KFGM-FM
- Frenchtown, Montana; United States;
- Broadcast area: Missoula, Montana
- Frequency: 101.5 MHz
- Branding: Missoula Community Radio

Programming
- Format: Community radio

Ownership
- Owner: Missoula Community Radio

History
- First air date: 2007
- Former call signs: KXGZ (2007–2009); KVWE (2009–2012); KGVO-FM (2012–2016); KAMM-FM (2016–2022);
- Call sign meaning: "For the Good of Missoula"

Technical information
- Licensing authority: FCC
- Facility ID: 166027
- Class: C1
- ERP: 3,600 watts
- HAAT: 637 meters (2,090 ft)
- Transmitter coordinates: 46°48′08″N 113°58′21″W﻿ / ﻿46.80222°N 113.97250°W

Links
- Public license information: Public file; LMS;
- Webcast: Listen live
- Website: www.1015kfgm.org

= KFGM-FM =

KFGM-FM (101.5 FM) is a radio station licensed to serve Frenchtown, Montana. The station is owned by a nonprofit, Missoula Community Radio, with studios in the Missoula Public Library and a transmitter on Mount Dean Stone.

==History==
The station signed on in 2007 as KXGZ "Grizz Country 101.5", a country music format with added coverage of Montana Grizzlies athletics simulcast with KGVO (1290 AM). The station was assigned the KVWE call letters by the Federal Communications Commission on March 25, 2009, when the station changed to adult contemporary as "The View". This was dropped on March 1, 2012, when the station changed to simulcasting KGVO's news-talk format and adopted the call sign KGVO-FM. The station changed its call sign to KAMM-FM on December 15, 2016, in a prelude to a format flip: on February 2, 2017, KGVO's FM simulcast moved to translator 98.3 K252FP and KLYQ on February 2 as the renamed KAMM-FM flipped to alternative rock as "Alt 101.5".

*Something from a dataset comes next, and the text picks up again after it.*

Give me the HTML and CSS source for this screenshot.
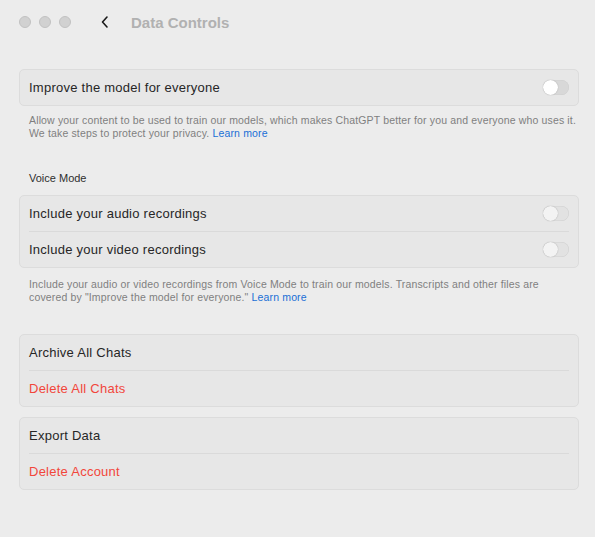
FILE: index.html
```html
<!DOCTYPE html>
<html lang="en">
<head>
    <meta charset="UTF-8">
    <meta name="viewport" content="width=device-width, initial-scale=1.0">
    <title>Data Controls</title>
    <link rel="stylesheet" href="styles.css">
</head>
<body>
    <div class="window">
        <div class="titlebar">
            <div class="lights">
                <span class="light"></span>
                <span class="light"></span>
                <span class="light"></span>
            </div>
            <svg class="back" width="10" height="14" viewBox="0 0 10 14">
                <path d="M7 2 L2.5 7 L7 12" fill="none" stroke="#1a1a1a" stroke-width="1.6" stroke-linecap="round" stroke-linejoin="round"/>
            </svg>
            <div class="title">Data Controls</div>
        </div>

        <div class="content">
            <div class="card">
                <div class="row">
                    <span>Improve the model for everyone</span>
                    <span class="toggle"></span>
                </div>
            </div>
            <p class="note">Allow your content to be used to train our models, which makes ChatGPT better for you and everyone who uses it.<br>We take steps to protect your privacy. <a href="#">Learn more</a></p>

            <div class="section-label">Voice Mode</div>
            <div class="card">
                <div class="row">
                    <span>Include your audio recordings</span>
                    <span class="toggle dim"></span>
                </div>
                <div class="row">
                    <span>Include your video recordings</span>
                    <span class="toggle dim"></span>
                </div>
            </div>
            <p class="note second">Include your audio or video recordings from Voice Mode to train our models. Transcripts and other files are<br>covered by "Improve the model for everyone." <a href="#">Learn more</a></p>

            <div class="card gap-top">
                <div class="row">Archive All Chats</div>
                <div class="row danger">Delete All Chats</div>
            </div>
            <div class="card">
                <div class="row">Export Data</div>
                <div class="row danger">Delete Account</div>
            </div>
        </div>
    </div>
</body>
</html>
```

FILE: styles.css
```css
body {
    margin: 0;
    background-color: #ececec;
    font-family: "Liberation Sans", Arial, sans-serif;
    color: #262626;
}

.window {
    width: 595px;
    height: 537px;
}

.titlebar {
    display: flex;
    align-items: center;
    height: 44px;
    padding-left: 19px;
}

.lights {
    display: flex;
    gap: 8px;
}

.light {
    box-sizing: border-box;
    width: 12px;
    height: 12px;
    border-radius: 50%;
    background-color: #d1d1d1;
    border: 0.5px solid #c2c2c2;
}

.back {
    margin-left: 29px;
}

.title {
    margin-left: 21px;
    font-size: 15px;
    font-weight: bold;
    color: #b1b1b1;
}

.content {
    padding: 25px 16px 0 19px;
}

.card {
    background-color: #e7e7e7;
    border: 1px solid #dcdcdc;
    border-radius: 5px;
    padding: 0 9px;
}

.card + .card {
    margin-top: 10px;
}

.row {
    display: flex;
    justify-content: space-between;
    align-items: center;
    height: 35px;
    font-size: 13px;
    letter-spacing: 0.25px;
}

.row + .row {
    border-top: 1px solid #dadada;
}

.danger {
    color: #f2463b;
}

.toggle {
    position: relative;
    width: 26px;
    height: 15px;
    border-radius: 8px;
    background-color: #d8d8d8;
    box-shadow: inset 0 0 0 0.5px #cfcfcf;
}

.toggle::after {
    content: "";
    position: absolute;
    left: 0;
    top: 0;
    width: 15px;
    height: 15px;
    border-radius: 50%;
    background-color: #fff;
    box-shadow: 0 0 1px rgba(0, 0, 0, 0.35);
}

.toggle.dim {
    background-color: #e2e2e2;
}

.toggle.dim::after {
    background-color: #f3f3f3;
}

.note {
    margin: 8px 0 0 10px;
    font-size: 10.5px;
    line-height: 13px;
    letter-spacing: 0.15px;
    white-space: nowrap;
    color: #7f7f7f;
}

.note.second {
    margin-top: 10px;
}

.note a {
    color: #1a6fd6;
    text-decoration: none;
}

.section-label {
    margin: 32px 0 11px 10px;
    font-size: 11px;
    color: #2e2e2e;
}

.gap-top {
    margin-top: 30px;
}
```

On June 17, 2022, owner Townsquare Media announced that it would move the "Alternative Missoula" branding to 95.7 K239AP in Missoula—fed by KGGL's third HD Radio sub-channel—as KAMM-FM would be donated to Missoula Community Radio, which moved its programming from 105.5 KFGM-LP. The donation was made as part of required divestitures for Townsquare's acquisition of Cherry Creek Media. KFGM-LP had begun broadcasting on January 1, 2017, and moved into a space at the Missoula Public Library, shared with Missoula Community Access Television, simultaneous with the frequency change; MCR had been identified because a Townsquare representative and one of KFGM's founders both had kids on the same lacrosse team.